Supplied information —

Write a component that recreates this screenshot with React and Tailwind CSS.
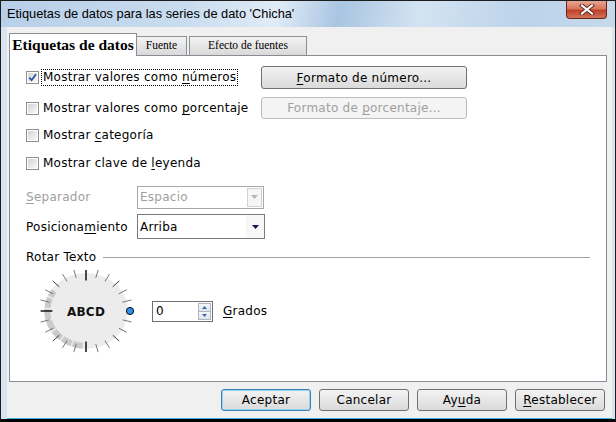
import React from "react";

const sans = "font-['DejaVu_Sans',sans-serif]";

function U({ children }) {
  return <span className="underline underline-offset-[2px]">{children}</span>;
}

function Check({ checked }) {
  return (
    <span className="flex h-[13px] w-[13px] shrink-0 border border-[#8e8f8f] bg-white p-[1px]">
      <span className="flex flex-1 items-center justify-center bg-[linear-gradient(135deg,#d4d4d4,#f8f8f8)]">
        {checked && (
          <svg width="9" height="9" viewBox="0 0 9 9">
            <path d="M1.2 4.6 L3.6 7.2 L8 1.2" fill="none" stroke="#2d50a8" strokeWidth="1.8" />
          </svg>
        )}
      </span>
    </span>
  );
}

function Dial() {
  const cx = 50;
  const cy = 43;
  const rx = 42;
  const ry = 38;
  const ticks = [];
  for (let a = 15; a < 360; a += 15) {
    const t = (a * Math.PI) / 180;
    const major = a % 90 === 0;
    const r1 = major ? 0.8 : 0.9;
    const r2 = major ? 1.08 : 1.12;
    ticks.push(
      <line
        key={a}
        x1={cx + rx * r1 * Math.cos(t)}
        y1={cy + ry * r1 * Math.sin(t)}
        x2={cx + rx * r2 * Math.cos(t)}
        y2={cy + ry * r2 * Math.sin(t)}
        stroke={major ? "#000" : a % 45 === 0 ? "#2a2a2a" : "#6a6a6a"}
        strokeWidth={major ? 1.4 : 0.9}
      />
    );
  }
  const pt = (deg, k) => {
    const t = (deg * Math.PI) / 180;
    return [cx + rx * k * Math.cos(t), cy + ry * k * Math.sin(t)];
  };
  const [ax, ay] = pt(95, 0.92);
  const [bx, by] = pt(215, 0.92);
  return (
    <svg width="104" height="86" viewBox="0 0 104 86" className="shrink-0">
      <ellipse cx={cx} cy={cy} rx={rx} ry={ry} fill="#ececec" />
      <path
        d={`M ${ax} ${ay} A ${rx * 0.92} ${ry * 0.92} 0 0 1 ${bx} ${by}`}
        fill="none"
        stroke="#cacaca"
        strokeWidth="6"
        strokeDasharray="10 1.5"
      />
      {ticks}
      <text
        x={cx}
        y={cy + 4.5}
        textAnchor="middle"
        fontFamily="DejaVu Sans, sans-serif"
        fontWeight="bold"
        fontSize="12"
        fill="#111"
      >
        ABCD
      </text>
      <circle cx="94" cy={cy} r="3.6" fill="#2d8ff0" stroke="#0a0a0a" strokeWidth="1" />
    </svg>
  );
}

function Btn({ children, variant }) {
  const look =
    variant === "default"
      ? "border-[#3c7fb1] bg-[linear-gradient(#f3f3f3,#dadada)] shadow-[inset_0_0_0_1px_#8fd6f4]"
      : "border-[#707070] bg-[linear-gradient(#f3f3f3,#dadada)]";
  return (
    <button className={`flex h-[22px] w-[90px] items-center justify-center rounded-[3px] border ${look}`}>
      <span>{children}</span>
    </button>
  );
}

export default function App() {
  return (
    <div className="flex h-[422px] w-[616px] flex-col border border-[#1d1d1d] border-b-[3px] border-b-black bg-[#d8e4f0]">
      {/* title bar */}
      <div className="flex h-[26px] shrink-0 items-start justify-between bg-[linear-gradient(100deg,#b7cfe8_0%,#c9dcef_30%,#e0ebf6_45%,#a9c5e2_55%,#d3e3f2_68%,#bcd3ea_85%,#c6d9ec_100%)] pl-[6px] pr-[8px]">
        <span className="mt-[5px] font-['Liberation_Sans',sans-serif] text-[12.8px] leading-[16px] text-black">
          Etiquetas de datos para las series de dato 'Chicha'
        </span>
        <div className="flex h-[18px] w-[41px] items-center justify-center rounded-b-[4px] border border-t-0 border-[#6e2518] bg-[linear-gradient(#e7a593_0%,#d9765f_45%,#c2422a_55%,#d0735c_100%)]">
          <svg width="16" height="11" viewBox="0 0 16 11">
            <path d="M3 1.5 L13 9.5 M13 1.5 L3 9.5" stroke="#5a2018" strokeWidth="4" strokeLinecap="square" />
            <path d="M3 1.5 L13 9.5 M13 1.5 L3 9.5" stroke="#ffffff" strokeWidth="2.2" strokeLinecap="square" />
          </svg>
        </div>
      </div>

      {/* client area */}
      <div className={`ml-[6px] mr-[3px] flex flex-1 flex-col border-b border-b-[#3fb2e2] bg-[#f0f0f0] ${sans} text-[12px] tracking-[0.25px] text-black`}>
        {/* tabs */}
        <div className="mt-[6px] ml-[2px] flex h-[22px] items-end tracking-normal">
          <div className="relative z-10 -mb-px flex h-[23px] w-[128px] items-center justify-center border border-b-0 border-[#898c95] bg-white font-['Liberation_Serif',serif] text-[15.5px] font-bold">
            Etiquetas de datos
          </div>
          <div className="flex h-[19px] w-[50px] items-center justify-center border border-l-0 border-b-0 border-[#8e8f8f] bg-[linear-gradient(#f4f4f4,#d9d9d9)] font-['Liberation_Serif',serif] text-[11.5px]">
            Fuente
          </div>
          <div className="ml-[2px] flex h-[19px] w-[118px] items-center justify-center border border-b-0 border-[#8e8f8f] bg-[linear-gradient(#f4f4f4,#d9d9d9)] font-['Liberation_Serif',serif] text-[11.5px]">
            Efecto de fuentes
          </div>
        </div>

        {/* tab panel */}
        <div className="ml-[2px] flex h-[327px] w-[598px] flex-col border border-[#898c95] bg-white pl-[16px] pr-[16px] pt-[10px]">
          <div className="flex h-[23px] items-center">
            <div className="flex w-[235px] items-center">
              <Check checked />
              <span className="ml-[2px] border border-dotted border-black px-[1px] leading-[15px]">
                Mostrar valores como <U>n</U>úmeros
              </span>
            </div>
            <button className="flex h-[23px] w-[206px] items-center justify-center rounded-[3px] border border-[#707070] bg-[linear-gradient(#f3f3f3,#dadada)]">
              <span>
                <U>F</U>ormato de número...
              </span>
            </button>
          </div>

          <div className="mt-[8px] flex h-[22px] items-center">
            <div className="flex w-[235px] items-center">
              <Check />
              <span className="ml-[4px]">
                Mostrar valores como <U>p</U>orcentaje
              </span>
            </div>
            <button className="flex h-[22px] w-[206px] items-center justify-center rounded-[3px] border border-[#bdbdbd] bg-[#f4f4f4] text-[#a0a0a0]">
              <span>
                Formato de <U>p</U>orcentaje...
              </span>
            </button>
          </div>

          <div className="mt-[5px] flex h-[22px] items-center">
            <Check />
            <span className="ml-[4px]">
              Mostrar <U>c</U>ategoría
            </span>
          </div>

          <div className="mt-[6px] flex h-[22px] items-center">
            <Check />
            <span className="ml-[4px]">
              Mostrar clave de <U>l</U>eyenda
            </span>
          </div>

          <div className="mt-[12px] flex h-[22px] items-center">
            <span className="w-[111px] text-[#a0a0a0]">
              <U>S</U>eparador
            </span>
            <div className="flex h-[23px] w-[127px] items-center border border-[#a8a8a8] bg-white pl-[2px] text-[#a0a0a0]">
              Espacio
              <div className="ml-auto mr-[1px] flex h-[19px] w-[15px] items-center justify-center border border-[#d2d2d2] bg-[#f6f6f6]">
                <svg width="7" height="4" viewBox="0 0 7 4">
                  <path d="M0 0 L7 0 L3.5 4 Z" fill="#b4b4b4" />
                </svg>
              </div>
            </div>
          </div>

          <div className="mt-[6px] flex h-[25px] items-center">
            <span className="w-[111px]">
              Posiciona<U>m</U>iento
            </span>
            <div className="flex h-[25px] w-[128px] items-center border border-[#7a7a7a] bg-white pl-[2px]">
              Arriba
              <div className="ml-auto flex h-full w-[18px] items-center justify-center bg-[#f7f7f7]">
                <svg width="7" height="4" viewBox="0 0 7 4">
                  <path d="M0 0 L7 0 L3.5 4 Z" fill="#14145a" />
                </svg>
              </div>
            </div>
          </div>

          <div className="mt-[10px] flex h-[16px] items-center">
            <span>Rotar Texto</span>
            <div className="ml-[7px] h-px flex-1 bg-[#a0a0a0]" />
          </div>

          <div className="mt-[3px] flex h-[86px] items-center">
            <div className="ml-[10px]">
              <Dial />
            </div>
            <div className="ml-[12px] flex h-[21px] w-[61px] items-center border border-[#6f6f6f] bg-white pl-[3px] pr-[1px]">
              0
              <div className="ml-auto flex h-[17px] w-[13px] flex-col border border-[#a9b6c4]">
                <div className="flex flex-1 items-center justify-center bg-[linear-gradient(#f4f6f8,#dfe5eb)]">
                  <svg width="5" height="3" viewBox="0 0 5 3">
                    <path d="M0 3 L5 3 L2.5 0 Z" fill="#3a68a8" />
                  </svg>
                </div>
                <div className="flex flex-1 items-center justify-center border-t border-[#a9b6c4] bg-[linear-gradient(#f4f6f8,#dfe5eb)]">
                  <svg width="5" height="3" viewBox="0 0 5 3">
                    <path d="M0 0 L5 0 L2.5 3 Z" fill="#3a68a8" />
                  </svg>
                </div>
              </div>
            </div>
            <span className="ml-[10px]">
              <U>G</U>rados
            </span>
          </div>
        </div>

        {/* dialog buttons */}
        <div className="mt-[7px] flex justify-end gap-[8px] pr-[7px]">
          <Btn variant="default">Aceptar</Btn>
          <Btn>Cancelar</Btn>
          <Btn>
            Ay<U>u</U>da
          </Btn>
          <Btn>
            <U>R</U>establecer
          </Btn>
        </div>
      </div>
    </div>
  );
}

What the exercise asks — Look for lines containing the string "React" and copy them all.

Correct output —
Write a component that recreates this screenshot with React and Tailwind CSS.
import React from "react";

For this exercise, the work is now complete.